Renewables UK now insists it is “critical” that Britain sends a clear signal that it remains a reliable and investor-friendly market.

But investors would be wise to look past ministerial assurances and the empty slogans of the Green Blob. The real risk lies in what the country thinks. Ultimately, politics is downstream from public opinion.  

The end of the net zero consensus

The era of political stability and cross-party net zero consensus is coming to an end. Yes, voters care about the environment – but consent for net zero is weakening as the public wakes up to the true cost of the transition. Many now question the point of Britain leading the charge when we account for less than one per cent of global emissions, while China, India and the United States continue to expand theirs. Understandably, awareness of trade-offs is rising. The political risks are growing by the day.

This Labour government was elected on one of the lowest vote shares of any post-war majority. Its mandate, such as it was, came from a country that expected it to grow the economy and fix the cost of living crisis – not to sign 20-year power contracts at elevated prices, locking in higher bills for years to come.

Labour’s mandate, such as it was, came from a country that expected it to grow the economy and fix the cost of living crisis – not to sign 20-year power contracts at elevated prices, locking in higher bills for years to come

July 2024 polling by Yougov found that half of Britons believed Labour would make a noticeable difference to the cost of living in its first two years. Among Labour voters, that figure rose to 73 per cent. But progress has been elusive. In a separate poll by Public First, when voters were asked which of Labour’s election pledges Keir Starmer had made progress on, the most popular answer – by far – was “none of the above.”

Intermittent and expensive energy is central to this malaise. Britain still has some of the highest prices in the developed world. This situation is hurting industry, suppressing productivity and fuelling household insecurity. The OBR warns energy inflation is driving up welfare and debt costs, and that net zero policies pose a growing long-term threat to the public finances. 

Even within the cabinet, the alarm bells are ringing. According to an official readout from a recent meeting, deputy prime minister Angela Rayner warned that “economic insecurity, the rapid pace of de-industrialisation, immigration and declining trust in institutions” are fuelling unrest. She added that many now believe the government is no longer “acting on their behalf and in their interests.” That same discontent is beginning to shape the politics of net zero.

Former energy secretary Claire Coutinho has accused Miliband of overpromising on bills. Reform UK’s Richard Tice has gone further – writing to AR7 developers and investors to warn them off, stating plainly that their contracts may not be safe. In a subsequent interview with Talk TV, he has made it clear he is not bluffing.

Opposition is growing beyond Westminster too. Reform-run councils have also started the process of abandoning their net zero pledges. And in Scotland, more than 50 Highland community councils – representing over 70,000 residents – have demanded a summit with ministers to address what they call a “green energy Wild West”. They see a flood of large-scale renewables projects being imposed on rural areas without local consent. That pushback will only grow.

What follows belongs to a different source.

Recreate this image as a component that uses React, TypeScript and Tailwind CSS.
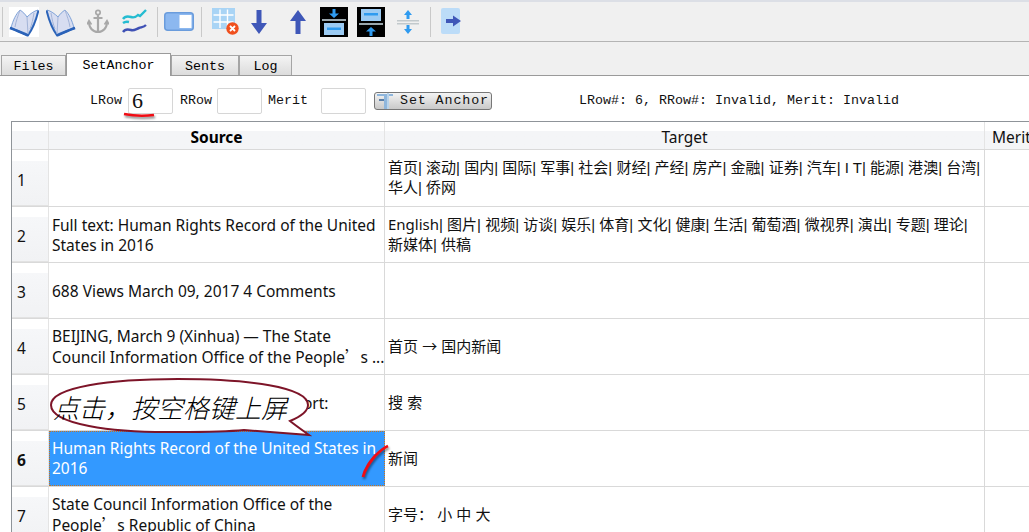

Investors may believe CfDs are ironclad. They should think again. Nothing is permanent. As the Greek philosopher Heraclitus put it, “the only constant is change”. 

Today, we live in an age of political shocks. Established orthodoxies are collapsing all around us. Brexit was unthinkable until it wasn’t. So was Trump. The lesson is simple: politics is not linear and nothing is guaranteed to endure. This is especially true for long-term subsidy regimes built on yesterday’s consensus. A future government, whether led by Reform or simply more in touch with public sentiment, may have little choice but to intervene in a cost of living emergency.

Given the state of the public finances, that intervention may come through clawbacks, windfall taxes, caps or contract renegotiations. Indeed, as Nigel Farage recently warned, green energy investors should prepare for “some haircuts”.

The red lights on the UK’s net zero dashboard are flashing. The risk is not that Clean Power 2030 will fail. The risk is that it will succeed on terms the public never consented to and cannot afford. Investors would do well to take note and stay away from AR7.